Violent winds and hailstones "larger than eggs" flattened fields and damaged homes in the Kalan and Sannoun sub-prefectures on the night of 15 to 16 July, said Sannoun local leader El Hadji Amadou Diallo.

"In some villages the loss is 100 percent," said Mamadou Angelou Diallo of the UN Office for the Coordination of Humanitarian Affairs (OCHA), who participated in a joint assessment of the situation by the UN, the government and NGOs.

It is the lean season, when people depend on maize and vegetable crops, and the storm hit an area where people rarely eat animal products for lack of means, the assessment report noted.

"I spent two days in one village; in the entire two days I didn't see a single family put a pot on the fire," OCHA's Diallo said.

Amadou Korka Tyobhoy Diallo, an agriculture expert who visited the affected villages the day after the storm, told IRIN: "Every plant is devastated.
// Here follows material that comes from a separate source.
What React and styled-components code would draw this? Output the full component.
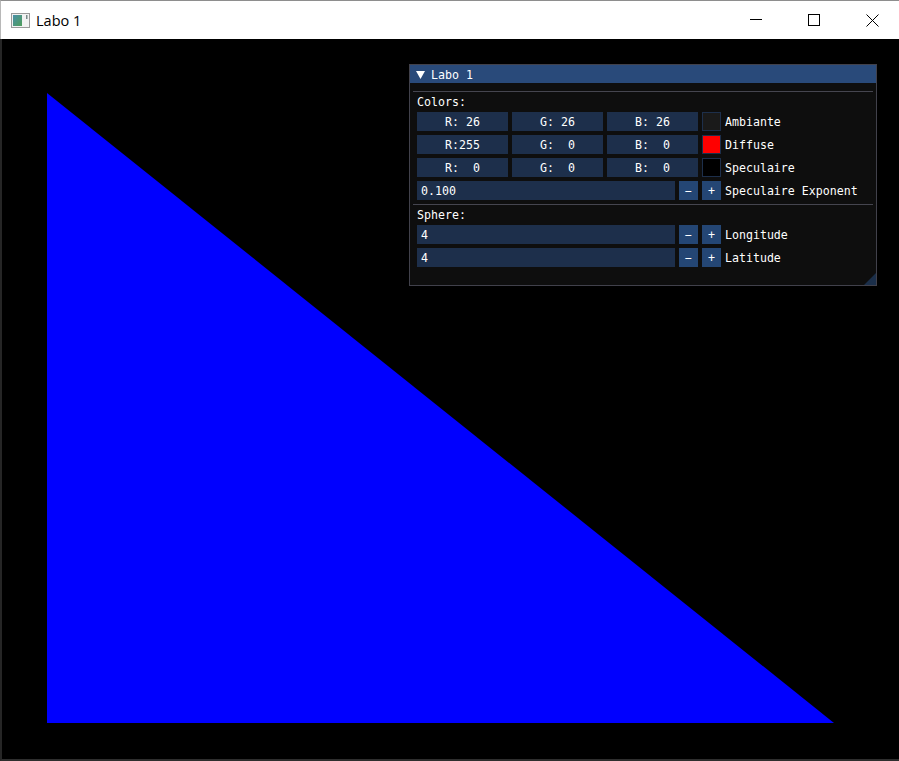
import React from "react";
import styled, { createGlobalStyle } from "styled-components";

const Global = createGlobalStyle`
  html, body { margin: 0; padding: 0; background: #000; }
  * { box-sizing: border-box; }
`;

const Frame = styled.div`
  width: 899px;
  height: 761px;
  display: flex;
  flex-direction: column;
  overflow: hidden;
  background: #000;
`;

const TitleBar = styled.div`
  height: 39px;
  flex: none;
  display: flex;
  align-items: center;
  background: #fff;
  border-top: 1px solid #8e8e8e;
  border-left: 1px solid #b8b8b8;
`;

const AppIcon = styled.svg`
  margin-left: 10px;
  flex: none;
`;

const TitleText = styled.span`
  margin-left: 6px;
  font-family: "Open Sans", "Noto Sans", sans-serif;
  font-size: 14.5px;
  color: #000;
  flex: 1;
`;

const Controls = styled.div`
  display: flex;
  margin-right: -2px;
  height: 100%;
`;

const ControlButton = styled.div`
  width: 58px;
  height: 100%;
  display: flex;
  align-items: center;
  justify-content: center;
`;

const Viewport = styled.div`
  flex: 1;
  position: relative;
  background: #000;
  border-left: 2px solid #262626;
  border-bottom: 2px solid #2e2e2e;
`;

const Canvas = styled.svg`
  position: absolute;
  left: 0;
  top: 0;
`;

const Panel = styled.div`
  position: absolute;
  left: 407px;
  top: 25px;
  width: 468px;
  height: 222px;
  border: 1px solid #41414b;
  background: #0e0e0e;
  font-family: "DejaVu Sans Mono", "Liberation Mono", monospace;
  font-size: 11.6px;
  color: #fff;
`;

const PanelTitle = styled.div`
  height: 18px;
  background: #294a7a;
  display: flex;
  align-items: center;
  padding: 2px 0 0 6px;
  line-height: 16px;
`;

const Arrow = styled.svg`
  margin-right: 6px;
  flex: none;
`;

const Body = styled.div`
  padding: 8px 7px 0 7px;
  display: flex;
  flex-direction: column;
`;

const Separator = styled.div`
  height: 1px;
  background: #45454f;
  margin: 0 -4px 3px -4px;
`;

const SectionLabel = styled.div`
  height: 13px;
  line-height: 15px;
  margin-bottom: 4px;
  white-space: pre;
`;

const Row = styled.div`
  display: flex;
  gap: 4px;
  height: 19px;
  margin-bottom: 4px;
  line-height: 21px;
`;

const DragBox = styled.div`
  width: 91px;
  height: 19px;
  background: #1d2f4b;
  text-align: center;
  white-space: pre;
`;

const Swatch = styled.div`
  width: 19px;
  height: 19px;
  border: 1px solid #1d2f4b;
  background: ${(p) => p.$color};
`;

const InputBox = styled.div`
  width: 258px;
  height: 19px;
  background: #1d2f4b;
  padding-left: 4px;
  white-space: pre;
`;

const StepButton = styled.div`
  width: 19px;
  height: 19px;
  background: #244674;
  text-align: center;
`;

const Label = styled.div`
  white-space: pre;
`;

const Grip = styled.div`
  position: absolute;
  right: 0;
  bottom: 0;
  width: 12px;
  height: 12px;
  background: #1b2f4a;
  clip-path: polygon(100% 0, 100% 100%, 0 100%);
`;

const colorRows = [
  { r: "R: 26", g: "G: 26", b: "B: 26", color: "#1a1a1a", label: "Ambiante" },
  { r: "R:255", g: "G:  0", b: "B:  0", color: "#ff0000", label: "Diffuse" },
  { r: "R:  0", g: "G:  0", b: "B:  0", color: "#000000", label: "Speculaire" },
];

function StepRow({ value, label }) {
  return (
    <Row>
      <InputBox>{value}</InputBox>
      <StepButton>−</StepButton>
      <StepButton>+</StepButton>
      <Label>{label}</Label>
    </Row>
  );
}

export default function App() {
  return (
    <>
      <Global />
      <Frame>
        <TitleBar>
          <AppIcon width="19" height="15" viewBox="0 0 19 15">
            <defs>
              <linearGradient id="ig" x1="0" y1="0" x2="1" y2="1">
                <stop offset="0" stopColor="#4a8fa8" />
                <stop offset="1" stopColor="#4f9e5a" />
              </linearGradient>
            </defs>
            <rect x="0.5" y="0.5" width="18" height="14" fill="#f2f2f2" stroke="#9a9a9a" />
            <rect x="2" y="2" width="9" height="11" fill="url(#ig)" />
            <rect x="15" y="2" width="1.5" height="4" fill="#7a8a8a" />
          </AppIcon>
          <TitleText>Labo 1</TitleText>
          <Controls>
            <ControlButton>
              <svg width="12" height="12" viewBox="0 0 12 12">
                <line x1="0" y1="5.5" x2="12" y2="5.5" stroke="#000" strokeWidth="1" />
              </svg>
            </ControlButton>
            <ControlButton>
              <svg width="12" height="12" viewBox="0 0 12 12">
                <rect x="0.5" y="0.5" width="11" height="11" fill="none" stroke="#000" strokeWidth="1" />
              </svg>
            </ControlButton>
            <ControlButton>
              <svg width="13" height="13" viewBox="0 0 13 13">
                <path d="M0.5 0.5 L12.5 12.5 M12.5 0.5 L0.5 12.5" stroke="#000" strokeWidth="1" />
              </svg>
            </ControlButton>
          </Controls>
        </TitleBar>
        <Viewport>
          <Canvas width="897" height="720" viewBox="0 0 897 720">
            <polygon points="45,54 45,684 832,684" fill="#0000ff" />
          </Canvas>
          <Panel>
            <PanelTitle>
              <Arrow width="9" height="8" viewBox="0 0 9 8">
                <polygon points="0,0 9,0 4.5,8" fill="#fff" />
              </Arrow>
              <span>Labo 1</span>
            </PanelTitle>
            <Body>
              <Separator />
              <SectionLabel>Colors:</SectionLabel>
              {colorRows.map((row) => (
                <Row key={row.label}>
                  <DragBox>{row.r}</DragBox>
                  <DragBox>{row.g}</DragBox>
                  <DragBox>{row.b}</DragBox>
                  <Swatch $color={row.color} />
                  <Label>{row.label}</Label>
                </Row>
              ))}
              <StepRow value="0.100" label="Speculaire Exponent" />
              <Separator />
              <SectionLabel>Sphere:</SectionLabel>
              <StepRow value="4" label="Longitude" />
              <StepRow value="4" label="Latitude" />
            </Body>
            <Grip />
          </Panel>
        </Viewport>
      </Frame>
    </>
  );
}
Trees are down everywhere. I saw dead snakes, dead birds. We won't even talk about the maize – it's all gone." He said orange and avocado trees were also wiped out.

The crops provide food as well as income. "This is going to hit people's revenue hard, especially for sending their children to school in the coming academic year," Nouhou Diallo, regional coordinator of the government humanitarian affairs service in Labé, told IRIN.

The UN World Food Programme (WFP) is facing shortages in Guinea and "had to borrow from other programmes" to send relief to the storm-hit communities, said WFP programme head Foday Turay.

WFP is providing food aid to 6,000 people, agency officials said. OCHA's Diallo said aid agencies were planning to provide help for schooling and primary healthcare, as family resources had been wiped out.